Hasta anteayer —como aquel que dice—; hasta que ella emprendió su viaje hacia afuera del mundo tridimensional, más allá de este fatigoso valle de lágrimas, las calles del habanero suburbio de Lawton la veían pasar, majestuosa, señorial, corpulenta, con la mirada algo ida, como quien está fraguando una nueva empresa de colosos.
Se ha dicho, con toda razón, que cada ciudad tiene su símbolo. París tiene la Torre Eiffel. Londres su famosa torre. New York tiene a la Estatua de la Libertad. Río, al Cristo del Corcovado.
Y a aquella misma señora que paseaba por las calles de Lawton, a Jilma Madera, le tocó fraguar la enseña capitalina de Cuba: el Cristo de La Habana, la mayor imagen creada por una escultora en todo el planeta y cuya encomienda —según se cuenta— responde a una promesa realizada por Martha Fernández Miranda de Batista, esposa de Fulgencio Batista, luego del asalto al Palacio Presidencial.
Desde el margen oriental de la entrada de la bahía habanera, junto al complejo turístico-cultural “Morro-Cabaña”, el Cristo de Jilma nos bendice con la mano derecha, mientras la izquierda se acerca a su pecho, como si demostrara que su saludo es cordial, o sea, como si viniera —estrictamente hablando— desde el corazón.
Esculpida en mármol de Carrara, la estatua tiene veinte metros de alto, y la sostiene una base de tres metros. Por estar enclavada en una colina, su dimensión total llega a alcanzar los 51 metros sobre el nivel del mar.
Se trata, sin dudas, de un Cristo sui géneris, porque ante él recordamos la elección del poeta Miguel Hernández, cuando repudió al “Jesús del madero” por preferir la imagen del que “anduvo en la mar”. Y el Cristo habanero se nos muestra triunfal, serenamente invicto, frente al mar. “Me aparté de la imagen a que nos tenían acostumbrados quienes me antecedieron: un Cristo débil, frágil. Quise darle la austeridad, el amor y la fuerza que lo colocaron al lado de los pobres de la tierra”, comentó Jilma alguna vez sobre su obra.
No es casual, tampoco, decir que el Cristo de Jilma es un símbolo de cubanía. Decididamente, la escultora no se inspiró en el Apolo de Belvedere o en otro paradigma clásico a la hora de concebirlo. No, el Cristo habanero tiene rasgos que proclaman su condición mestiza.

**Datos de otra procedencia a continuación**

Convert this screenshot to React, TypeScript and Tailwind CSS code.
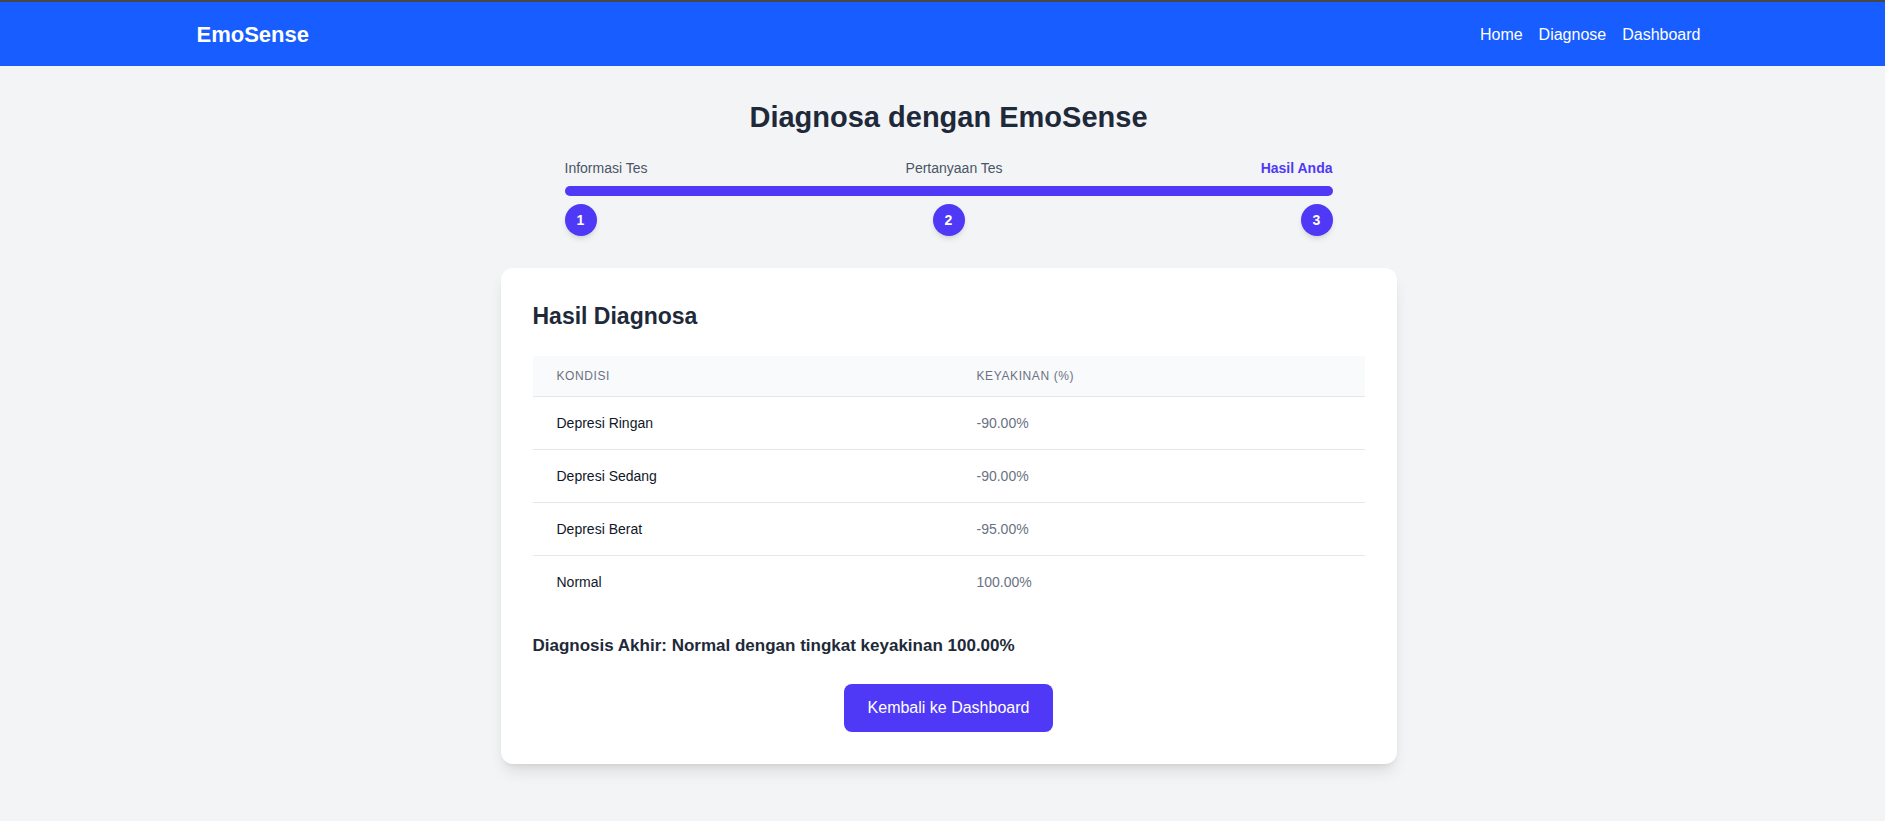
import React from 'react';

const results = [
  { kondisi: 'Depresi Ringan', keyakinan: '-90.00%' },
  { kondisi: 'Depresi Sedang', keyakinan: '-90.00%' },
  { kondisi: 'Depresi Berat', keyakinan: '-95.00%' },
  { kondisi: 'Normal', keyakinan: '100.00%' },
];

const steps = ['Informasi Tes', 'Pertanyaan Tes', 'Hasil Anda'];

const Navbar: React.FC = () => (
  <nav className="bg-[#175dff] border-t-2 border-[#474747] pl-3">
    <div className="max-w-[1536px] mx-auto px-4 h-16 flex items-center justify-between">
      <span className="text-[22px] font-bold text-white">EmoSense</span>
      <div className="flex items-center gap-4 pt-0.5 text-base text-white">
        <a href="#">Home</a>
        <a href="#">Diagnose</a>
        <a href="#">Dashboard</a>
      </div>
    </div>
  </nav>
);

const Stepper: React.FC = () => (
  <div className="w-full max-w-3xl mx-auto mb-8">
    <div className="flex justify-between text-sm text-gray-600 mb-2">
      {steps.map((s, i) => (
        <span key={s} className={i === 2 ? 'text-indigo-600 font-semibold' : ''}>
          {s}
        </span>
      ))}
    </div>
    <div className="h-2.5 w-full rounded-full bg-indigo-600" />
    <div className="flex justify-between mt-2">
      {[1, 2, 3].map((n) => (
        <div
          key={n}
          className="w-8 h-8 rounded-full bg-indigo-600 text-white text-sm font-bold flex items-center justify-center shadow-md"
        >
          {n}
        </div>
      ))}
    </div>
  </div>
);

export default function App() {
  return (
    <div
      className="min-h-screen bg-gray-100"
      style={{ fontFamily: '"Liberation Sans", Arial, sans-serif' }}
    >
      <Navbar />

      <main className="pl-3 pt-[33px] pb-8">
        <h1 className="text-[29px] leading-9 font-bold text-gray-800 text-center mb-[23px]">
          Diagnosa dengan EmoSense
        </h1>

        <Stepper />

        <div className="max-w-4xl mx-auto bg-white rounded-xl shadow-lg p-8">
          <h2 className="text-[23px] leading-8 font-bold text-gray-800 mb-6">Hasil Diagnosa</h2>

          <table className="w-full">
            <thead className="bg-gray-50 border-b border-gray-200">
              <tr>
                <th className="w-[420px] px-6 py-3 text-left text-xs font-medium text-gray-500 uppercase tracking-wider">
                  Kondisi
                </th>
                <th className="px-6 py-3 text-left text-xs font-medium text-gray-500 uppercase tracking-wider">
                  Keyakinan (%)
                </th>
              </tr>
            </thead>
            <tbody className="divide-y divide-gray-200">
              {results.map((r) => (
                <tr key={r.kondisi}>
                  <td className="px-6 py-4 text-sm text-gray-900">{r.kondisi}</td>
                  <td className="px-6 py-4 text-sm text-gray-500">{r.keyakinan}</td>
                </tr>
              ))}
            </tbody>
          </table>

          <p className="mt-6 text-[17px] leading-7 font-semibold text-gray-800">
            Diagnosis Akhir: Normal dengan tingkat keyakinan 100.00%
          </p>

          <div className="mt-6 flex justify-center">
            <button className="bg-indigo-600 text-white px-6 py-3 rounded-lg">Kembali ke Dashboard</button>
          </div>
        </div>
      </main>
    </div>
  );
}
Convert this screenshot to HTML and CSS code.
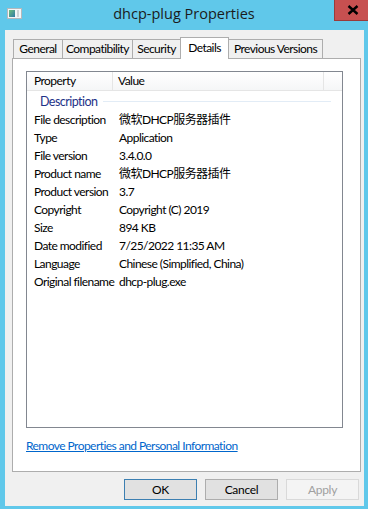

¿Acaso ha de extrañarnos esto, en una tierra donde el poeta Nicolás Guillén invocó así a los santos?
“San Berenito y otro mandado, todo mezclado;/negros y blancos desde muy lejos, todo mezclado;/Santa María y uno mandado,todo mezclado;/todo mezclado, Santa María,San Berenito, todo mezclado,/todo mezclado, San Berenito,/San Berenito, Santa María,/Santa María, San Berenito, ¡todo mezclado!”